REQUIREMENT.
Would you repeat the listing exactly but omit every picture?

DATA BLOCK.
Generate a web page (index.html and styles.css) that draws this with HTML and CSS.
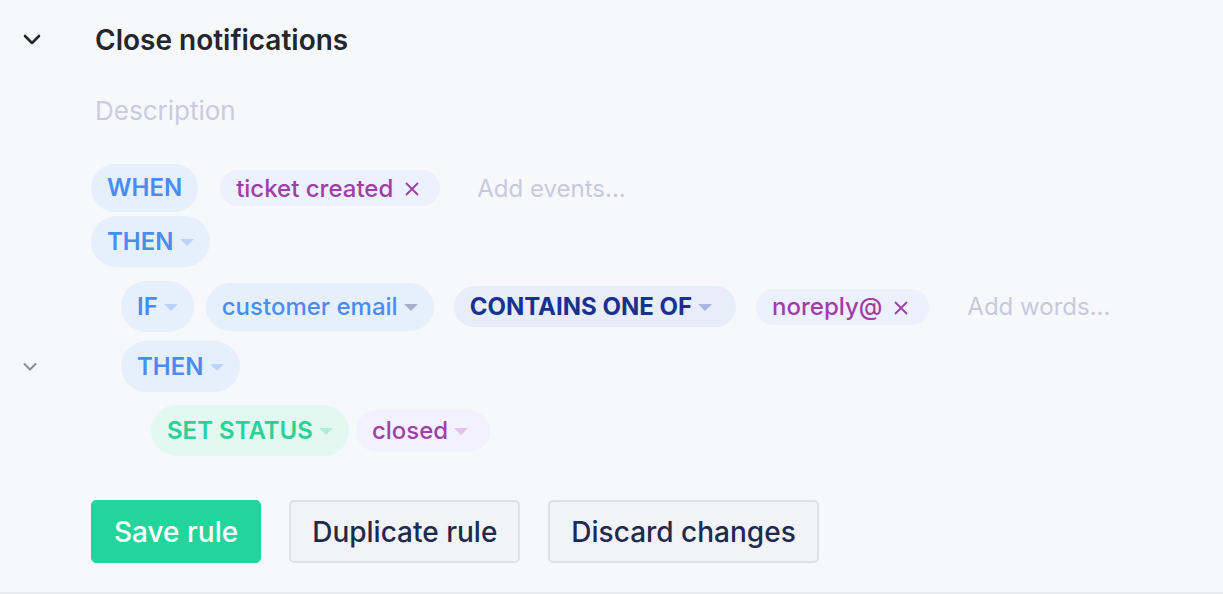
FILE: index.html
```html
<!DOCTYPE html>
<html>
<head>
<meta charset="utf-8">
<link rel="stylesheet" href="styles.css">
</head>
<body>
<div class="rule">
  <div class="head">
    <div class="gutter">
      <svg class="chev-big" width="20" height="12" viewBox="0 0 20 12"><path d="M3 2 L10 9 L17 2" fill="none" stroke="#24262b" stroke-width="2.6" stroke-linecap="round" stroke-linejoin="round"/></svg>
    </div>
    <h2 class="title">Close notifications</h2>
  </div>
  <div class="desc">Description</div>

  <div class="row row-when">
    <div class="gutter"></div>
    <span class="pill kw kw-when">WHEN</span>
    <span class="tag">ticket created<svg class="x" width="14" height="14" viewBox="0 0 14 14"><path d="M1.5 1.5 L12.5 12.5 M12.5 1.5 L1.5 12.5" stroke="#a13ea6" stroke-width="1.8" stroke-linecap="round"/></svg></span>
    <span class="ph ph-events">Add events...</span>
  </div>
  <div class="row row-then">
    <div class="gutter"></div>
    <span class="pill kw">THEN<i class="caret c-blue"></i></span>
  </div>

  <div class="row row-if">
    <div class="gutter"></div>
    <div class="indent"></div>
    <span class="pill kw">IF<i class="caret c-blue"></i></span>
    <span class="pill field">customer email<i class="caret c-gray"></i></span>
    <span class="pill op">CONTAINS ONE OF<i class="caret c-op"></i></span>
    <span class="tag tag-word">noreply@<svg class="x" width="14" height="14" viewBox="0 0 14 14"><path d="M1.5 1.5 L12.5 12.5 M12.5 1.5 L1.5 12.5" stroke="#a13ea6" stroke-width="1.8" stroke-linecap="round"/></svg></span>
    <span class="ph ph-words">Add words...</span>
  </div>
  <div class="row row-then2">
    <div class="gutter">
      <svg class="chev-small" width="16" height="10" viewBox="0 0 16 10"><path d="M2.5 2 L8 7.5 L13.5 2" fill="none" stroke="#8b8d93" stroke-width="2" stroke-linecap="round" stroke-linejoin="round"/></svg>
    </div>
    <div class="indent"></div>
    <span class="pill kw">THEN<i class="caret c-blue"></i></span>
  </div>
  <div class="row row-set">
    <div class="gutter"></div>
    <div class="indent"></div>
    <div class="indent"></div>
    <span class="pill action">SET STATUS<i class="caret c-green"></i></span>
    <span class="pill value">closed<i class="caret c-pink"></i></span>
  </div>

  <div class="row buttons">
    <div class="gutter"></div>
    <button class="btn btn-save">Save rule</button>
    <button class="btn btn-sec">Duplicate rule</button>
    <button class="btn btn-sec">Discard changes</button>
  </div>
</div>
</body>
</html>
```

FILE: styles.css
```css
* { box-sizing: border-box; }
html, body {
  margin: 0;
  padding: 0;
  background: #f7f8fc;
}
body {
  font-family: Inter, "Noto Sans", "Liberation Sans", sans-serif;
  -webkit-font-smoothing: antialiased;
}
.rule {
  height: 594px;
  border-bottom: 2px solid #e9ebf0;
  padding-top: 20px;
}
.gutter {
  width: 91px;
  flex: none;
  display: flex;
  align-items: center;
  padding-left: 22px;
}
.indent { width: 30px; flex: none; }
.head {
  display: flex;
  align-items: center;
  height: 40px;
}
.title {
  margin: 0 0 0 4px;
  font-size: 28px;
  font-weight: 600;
  color: #24262b;
}
.desc {
  margin: 35px 0 0 95px;
  font-size: 26px;
  line-height: 32px;
  color: #c8cce0;
}
.row {
  display: flex;
  align-items: center;
}
.row-when { margin-top: 37px; height: 48px; }
.row-then { margin-top: 4px; height: 51px; }
.row-if { margin-top: 14px; height: 51px; }
.row-then2 { margin-top: 9px; height: 51px; }
.row-set { margin-top: 13px; height: 51px; }
.buttons { margin-top: 44px; height: 63px; }

.pill {
  display: inline-flex;
  align-items: center;
  border-radius: 999px;
  font-size: 24px;
  line-height: 28px;
  white-space: nowrap;
  flex: none;
}
.kw {
  height: 51px;
  padding: 0 16px;
  background: #e6f0fd;
  color: #4a8cf6;
  font-weight: 600;
}
.kw-when { height: 48px; }
.caret {
  display: inline-block;
  width: 0;
  height: 0;
  margin-left: 6px;
  border-left: 7px solid transparent;
  border-right: 7px solid transparent;
  border-top: 7px solid #b9d3fb;
  margin-top: 2px;
}
.c-blue { border-top-color: #b9d3fb; }
.c-gray { border-top-color: #a9afca; }
.c-op { border-top-color: #a8b8de; }
.c-green { border-top-color: #b1edd6; }
.c-pink { border-top-color: #e3c2ea; }

.field {
  margin-left: 12px;
  height: 48px;
  padding: 0 16px;
  background: #e6f0fd;
  color: #4a8cf6;
  font-weight: 500;
}
.op {
  margin-left: 20px;
  height: 41px;
  padding: 0 24px 0 16px;
  background: #e7edf9;
  color: #19318f;
  font-weight: 700;
}
.tag {
  display: inline-flex;
  align-items: center;
  height: 36px;
  border-radius: 999px;
  padding: 0 21px 0 16px;
  background: #edf0fd;
  color: #a13ea6;
  font-size: 24px;
  font-weight: 500;
  margin-left: 22px;
  white-space: nowrap;
  flex: none;
}
.tag .x {
  margin-left: 12px;
  margin-top: 2px;
  flex: none;
}
.tag-word { margin-left: 20px; }
.ph {
  font-size: 24px;
  color: #c7cadb;
  font-weight: 400;
  white-space: nowrap;
}
.ph-events { margin-left: 37px; }
.ph-words { margin-left: 38px; }

.action {
  height: 51px;
  padding: 0 16px;
  background: #e2f8f0;
  color: #2cd196;
  font-weight: 600;
}
.value {
  margin-left: 7px;
  height: 42px;
  padding: 0 22px 0 16px;
  background: #f3f1fd;
  color: #a23fa7;
  font-weight: 500;
}

.btn {
  height: 63px;
  border-radius: 5px;
  font-family: inherit;
  font-size: 28px;
  font-weight: 500;
  padding: 0 22px;
  margin-right: 28px;
  cursor: pointer;
}
.btn-save {
  background: #24d59b;
  border: 1px solid #24d59b;
  color: #ffffff;
}
.btn-sec {
  background: #f2f3f6;
  border: 2px solid #dfe1e6;
  color: #1e2a4f;
  padding: 0 21px;
}
```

EXERCISE ANSWER.
Generate a web page (index.html and styles.css) that draws this with HTML and CSS.
FILE: index.html
```html
<!DOCTYPE html>
<html>
<head>
<meta charset="utf-8">
<link rel="stylesheet" href="styles.css">
</head>
<body>
<div class="rule">
  <div class="head">
    <div class="gutter">
      <svg class="chev-big" width="20" height="12" viewBox="0 0 20 12"><path d="M3 2 L10 9 L17 2" fill="none" stroke="#24262b" stroke-width="2.6" stroke-linecap="round" stroke-linejoin="round"/></svg>
    </div>
    <h2 class="title">Close notifications</h2>
  </div>
  <div class="desc">Description</div>

  <div class="row row-when">
    <div class="gutter"></div>
    <span class="pill kw kw-when">WHEN</span>
    <span class="tag">ticket created<svg class="x" width="14" height="14" viewBox="0 0 14 14"><path d="M1.5 1.5 L12.5 12.5 M12.5 1.5 L1.5 12.5" stroke="#a13ea6" stroke-width="1.8" stroke-linecap="round"/></svg></span>
    <span class="ph ph-events">Add events...</span>
  </div>
  <div class="row row-then">
    <div class="gutter"></div>
    <span class="pill kw">THEN<i class="caret c-blue"></i></span>
  </div>

  <div class="row row-if">
    <div class="gutter"></div>
    <div class="indent"></div>
    <span class="pill kw">IF<i class="caret c-blue"></i></span>
    <span class="pill field">customer email<i class="caret c-gray"></i></span>
    <span class="pill op">CONTAINS ONE OF<i class="caret c-op"></i></span>
    <span class="tag tag-word">noreply@<svg class="x" width="14" height="14" viewBox="0 0 14 14"><path d="M1.5 1.5 L12.5 12.5 M12.5 1.5 L1.5 12.5" stroke="#a13ea6" stroke-width="1.8" stroke-linecap="round"/></svg></span>
    <span class="ph ph-words">Add words...</span>
  </div>
  <div class="row row-then2">
    <div class="gutter">
      <svg class="chev-small" width="16" height="10" viewBox="0 0 16 10"><path d="M2.5 2 L8 7.5 L13.5 2" fill="none" stroke="#8b8d93" stroke-width="2" stroke-linecap="round" stroke-linejoin="round"/></svg>
    </div>
    <div class="indent"></div>
    <span class="pill kw">THEN<i class="caret c-blue"></i></span>
  </div>
  <div class="row row-set">
    <div class="gutter"></div>
    <div class="indent"></div>
    <div class="indent"></div>
    <span class="pill action">SET STATUS<i class="caret c-green"></i></span>
    <span class="pill value">closed<i class="caret c-pink"></i></span>
  </div>

  <div class="row buttons">
    <div class="gutter"></div>
    <button class="btn btn-save">Save rule</button>
    <button class="btn btn-sec">Duplicate rule</button>
    <button class="btn btn-sec">Discard changes</button>
  </div>
</div>
</body>
</html>
```

FILE: styles.css
```css
* { box-sizing: border-box; }
html, body {
  margin: 0;
  padding: 0;
  background: #f7f8fc;
}
body {
  font-family: Inter, "Noto Sans", "Liberation Sans", sans-serif;
  -webkit-font-smoothing: antialiased;
}
.rule {
  height: 594px;
  border-bottom: 2px solid #e9ebf0;
  padding-top: 20px;
}
.gutter {
  width: 91px;
  flex: none;
  display: flex;
  align-items: center;
  padding-left: 22px;
}
.indent { width: 30px; flex: none; }
.head {
  display: flex;
  align-items: center;
  height: 40px;
}
.title {
  margin: 0 0 0 4px;
  font-size: 28px;
  font-weight: 600;
  color: #24262b;
}
.desc {
  margin: 35px 0 0 95px;
  font-size: 26px;
  line-height: 32px;
  color: #c8cce0;
}
.row {
  display: flex;
  align-items: center;
}
.row-when { margin-top: 37px; height: 48px; }
.row-then { margin-top: 4px; height: 51px; }
.row-if { margin-top: 14px; height: 51px; }
.row-then2 { margin-top: 9px; height: 51px; }
.row-set { margin-top: 13px; height: 51px; }
.buttons { margin-top: 44px; height: 63px; }

.pill {
  display: inline-flex;
  align-items: center;
  border-radius: 999px;
  font-size: 24px;
  line-height: 28px;
  white-space: nowrap;
  flex: none;
}
.kw {
  height: 51px;
  padding: 0 16px;
  background: #e6f0fd;
  color: #4a8cf6;
  font-weight: 600;
}
.kw-when { height: 48px; }
.caret {
  display: inline-block;
  width: 0;
  height: 0;
  margin-left: 6px;
  border-left: 7px solid transparent;
  border-right: 7px solid transparent;
  border-top: 7px solid #b9d3fb;
  margin-top: 2px;
}
.c-blue { border-top-color: #b9d3fb; }
.c-gray { border-top-color: #a9afca; }
.c-op { border-top-color: #a8b8de; }
.c-green { border-top-color: #b1edd6; }
.c-pink { border-top-color: #e3c2ea; }

.field {
  margin-left: 12px;
  height: 48px;
  padding: 0 16px;
  background: #e6f0fd;
  color: #4a8cf6;
  font-weight: 500;
}
.op {
  margin-left: 20px;
  height: 41px;
  padding: 0 24px 0 16px;
  background: #e7edf9;
  color: #19318f;
  font-weight: 700;
}
.tag {
  display: inline-flex;
  align-items: center;
  height: 36px;
  border-radius: 999px;
  padding: 0 21px 0 16px;
  background: #edf0fd;
  color: #a13ea6;
  font-size: 24px;
  font-weight: 500;
  margin-left: 22px;
  white-space: nowrap;
  flex: none;
}
.tag .x {
  margin-left: 12px;
  margin-top: 2px;
  flex: none;
}
.tag-word { margin-left: 20px; }
.ph {
  font-size: 24px;
  color: #c7cadb;
  font-weight: 400;
  white-space: nowrap;
}
.ph-events { margin-left: 37px; }
.ph-words { margin-left: 38px; }

.action {
  height: 51px;
  padding: 0 16px;
  background: #e2f8f0;
  color: #2cd196;
  font-weight: 600;
}
.value {
  margin-left: 7px;
  height: 42px;
  padding: 0 22px 0 16px;
  background: #f3f1fd;
  color: #a23fa7;
  font-weight: 500;
}

.btn {
  height: 63px;
  border-radius: 5px;
  font-family: inherit;
  font-size: 28px;
  font-weight: 500;
  padding: 0 22px;
  margin-right: 28px;
  cursor: pointer;
}
.btn-save {
  background: #24d59b;
  border: 1px solid #24d59b;
  color: #ffffff;
}
.btn-sec {
  background: #f2f3f6;
  border: 2px solid #dfe1e6;
  color: #1e2a4f;
  padding: 0 21px;
}
```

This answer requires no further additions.